In the face of racist demonstrators and criticism from at home and abroad, she has maintained her belief in the nation's ability to get it done with what has become her catchphrase - "wir schaffen das" - "we can do this".

"The Chancellor is asking a great deal of the German people, and by their example, the rest of us as well," Gibbs concludes.

Global reaction

Merkel's spokesman Steffen Seibert said that Merkel would see the TIME honour as "an encouragement to continue her work for the good of Germany and Europe".

One MP from Merkel's own party tweeted that Merkel's win was "an honour for all of German poltics".

And US President Barack Obama added his own congratulations a few hours later.

Some German commentators were quick to joke that Merkel was now more popular in the USA than in her home country.
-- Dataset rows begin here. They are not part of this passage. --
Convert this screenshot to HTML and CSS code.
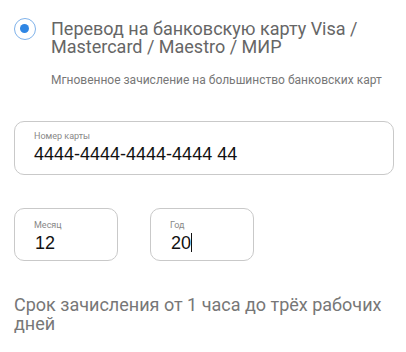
FILE: index.html
```html
<!DOCTYPE html>
<html lang="ru">
<head>
<meta charset="utf-8">
<link rel="stylesheet" href="styles.css">
</head>
<body>
<div class="page">
  <div class="option">
    <span class="radio"><span class="dot"></span></span>
    <div class="option-text">
      <div class="title">Перевод на банковскую карту Visa / Mastercard / Maestro / МИР</div>
      <div class="subtitle">Мгновенное зачисление на большинство банковских карт</div>
    </div>
  </div>
  <div class="field field-card">
    <div class="label">Номер карты</div>
    <div class="value">4444-4444-4444-4444 44</div>
  </div>
  <div class="row">
    <div class="field field-small">
      <div class="label">Месяц</div>
      <div class="value">12</div>
    </div>
    <div class="field field-small">
      <div class="label">Год</div>
      <div class="value">20<span class="caret"></span></div>
    </div>
  </div>
  <div class="note">Срок зачисления от 1 часа до трёх рабочих дней</div>
</div>
</body>
</html>
```
FILE: styles.css
```css
html, body { margin: 0; padding: 0; background: #fff; }
body { font-family: Roboto, "Liberation Sans", sans-serif; }
.page { padding: 17px 12px 0 14px; }
.option { display: flex; align-items: flex-start; }
.radio {
  width: 20px; height: 20px; border: 1.5px solid #7fb2ea; border-radius: 50%;
  display: flex; align-items: center; justify-content: center; flex: none;
  margin-top: 1px;
}
.dot { width: 9px; height: 9px; border-radius: 50%; background: #2f86e4; margin: -1px 0 0 -1px; }
.option-text { margin-left: 15px; padding-top: 3px; }
.title { font-size: 18px; line-height: 18px; color: #666; }
.subtitle { font-size: 12px; line-height: 14px; color: #777; margin-top: 17px; }
.field {
  border: 1px solid #c9c9c9; border-radius: 10px; box-sizing: border-box;
  padding: 9px 19px 0; background: #fff;
}
.field-card { margin-top: 34px; height: 54px; }
.label { font-size: 9px; color: #888; line-height: 11px; }
.value { font-family: "Liberation Sans", Arial, sans-serif; font-size: 18px; color: #111; line-height: 22px; margin-top: 1px; }
.row { display: flex; gap: 32px; margin-top: 33px; }
.field-small { width: 104px; height: 53px; padding-top: 11px; }
.field-small .value { padding-left: 1px; }
.caret { display: inline-block; width: 1px; height: 19px; background: #111; vertical-align: -3px; }
.note { font-size: 18px; line-height: 19px; color: #777; margin-top: 34px; }
```
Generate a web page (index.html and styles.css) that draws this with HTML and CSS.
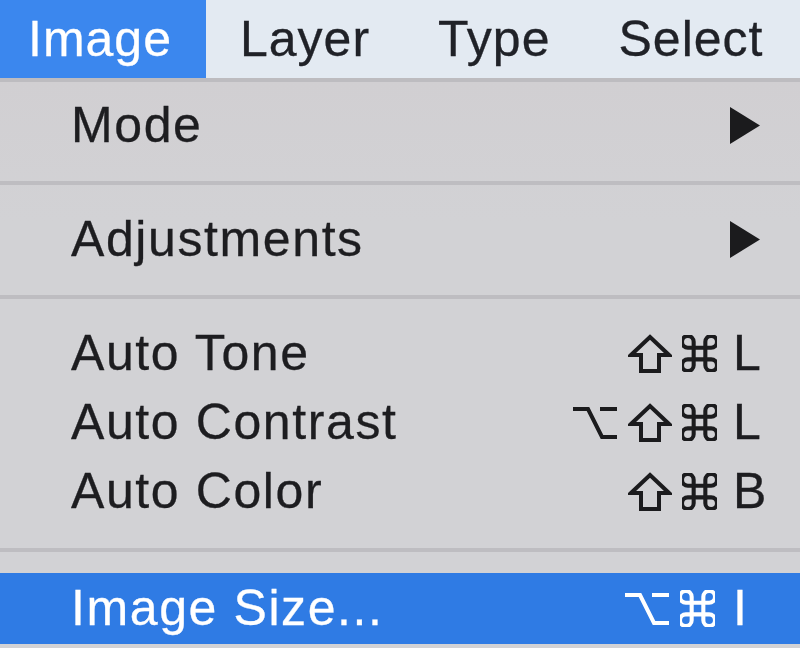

Merkel has come in for harsh criticism from conservative quarters over her decision back in August to welcome refugees unreservedly.

But analyst Maxime Sbahi pointed out that the Chancellor still enjoys popularity ratings that are the envy of any other western leader.

Others joked about the fact that HItler was a previous winner of the award, with Westdeutsche Rundfunk tweeting that Merkel followed Adenauer, Brandt, and "another one".

The magazine's choice clearly needled runner-up Donald Trump, who tweeted on Wednesday that they had picked Merkel, who he claims is "ruining Germany", rather than himself, "the big favourite".